Generally, way to use Hydra is:

  1. Specify the username-password pairs that we want to try.
  2. Set our target (that we are attacking).
  3. Specify the type of service we want to brute-force.

So at the most basic, we provide the credentials, the target and the service, hit Enter and let it go.

To go a bit deeper, let’s check Hydra’s man page. Under SYNOPSIS, we see the possible flags that we can use:

hydra
    [[[-l LOGIN|-L FILE] [-p PASS|-P FILE|-x OPT -y]] | [-C FILE]]
    [-e nsr] [-u] [-f|-F] [-M FILE] [-o FILE] [-b FORMAT]
    [-t TASKS] [-T TASKS] [-w TIME] [-W TIME] [-m OPTIONS] [-s PORT]
    [-c TIME] [-S] [-O] [-4|6] [-I] [-vV] [-d]
    server service [OPTIONS]

The above output could be broken down in the following way:

  1. Line: [[[-l LOGIN|-L FILE] [-p PASS|-P FILE|-x OPT -y]] | [-C FILE]] – describes how we can provide the credentials that should be used during the brute forcing.
    • -C – provide a file path to a file that contains a list of possible credentials in a colon separated “login:pass” format.
    • If we do not have a file to use the -C option:
      • -l LOGIN|-L FILE – this means that we either provide a single username (“admin”) – if we know that an actual user exists of us the -L option and try a list of usernames by providing a file path.
      • For the password we have 3 options:
      • -p PASS|-P FILE
      • -x option and have hydra generate a list of passwords
  2. Line: contains some further options on how Hydra should perform the attack. The most import are:
    • -u by default Hydra checks all passwords for one login and then tries the next login.
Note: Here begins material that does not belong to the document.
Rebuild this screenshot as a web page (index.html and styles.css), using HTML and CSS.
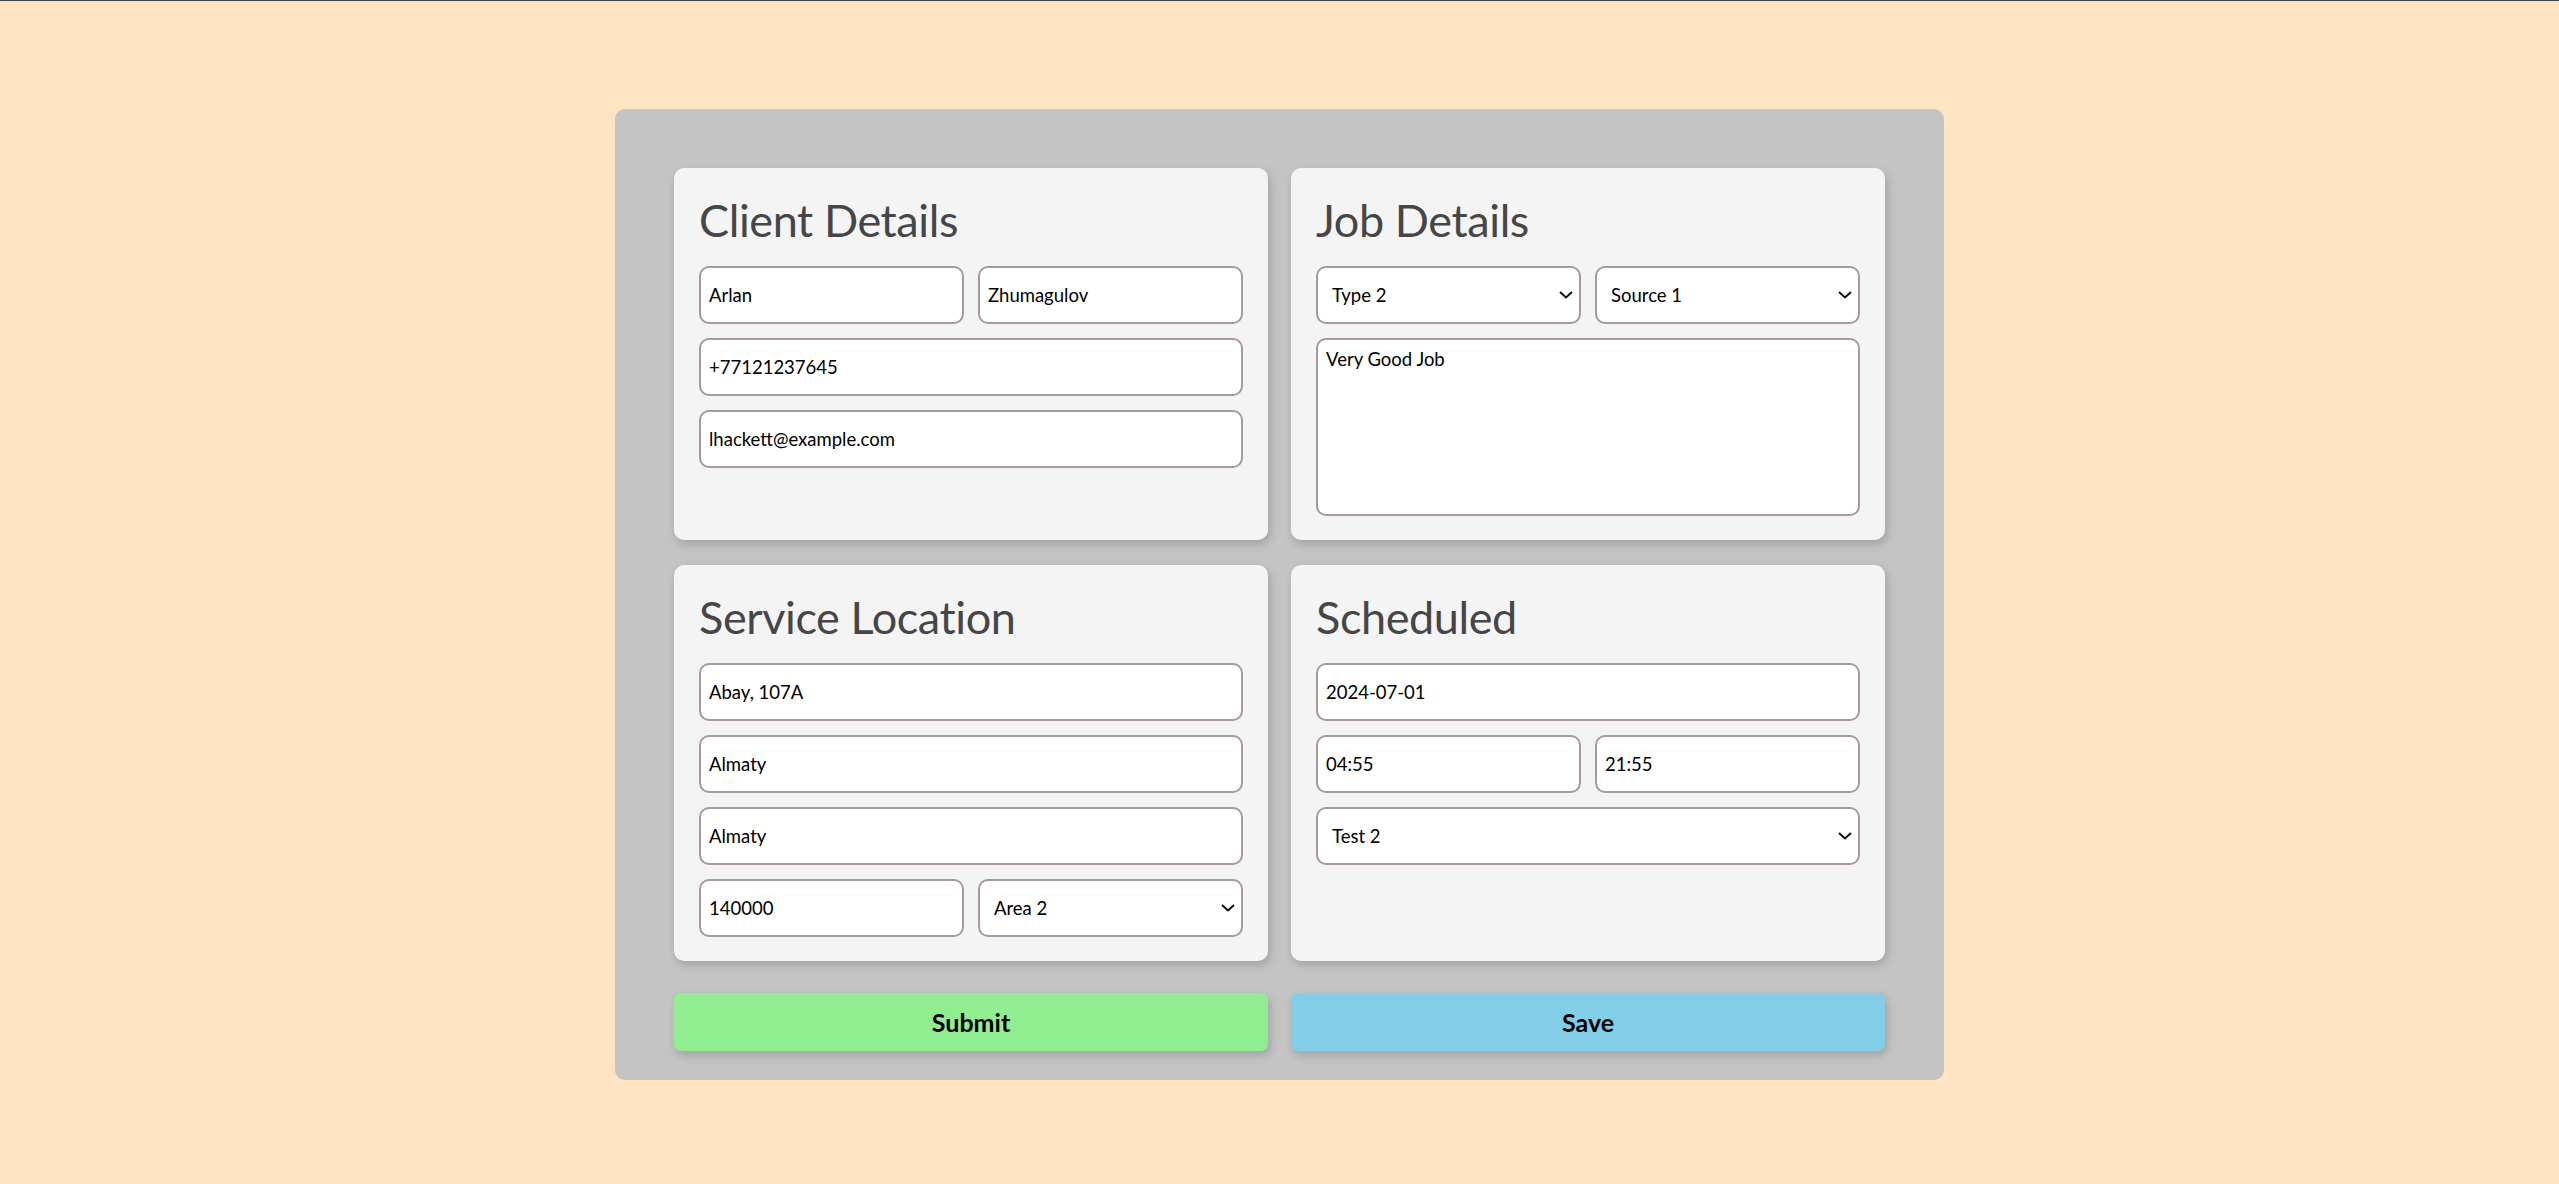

This option loops around the passwords, so the first password is tried on all logins, then the next password.
    • -f exit after the first found login/password pair (if we are scanning a list of usernames with a list of passwords, we could decide to just find 1 pair of credentials that works, or find all the pairs).
    • -o FILE write found login/password pairs to FILE instead of stdout

Also, we should include the protocol/service we are attacking.

If we want to understand deeper how the attack against a certain protocol should be done, we can use the hydra -U servicename, e.g. hydra -U http-post-form.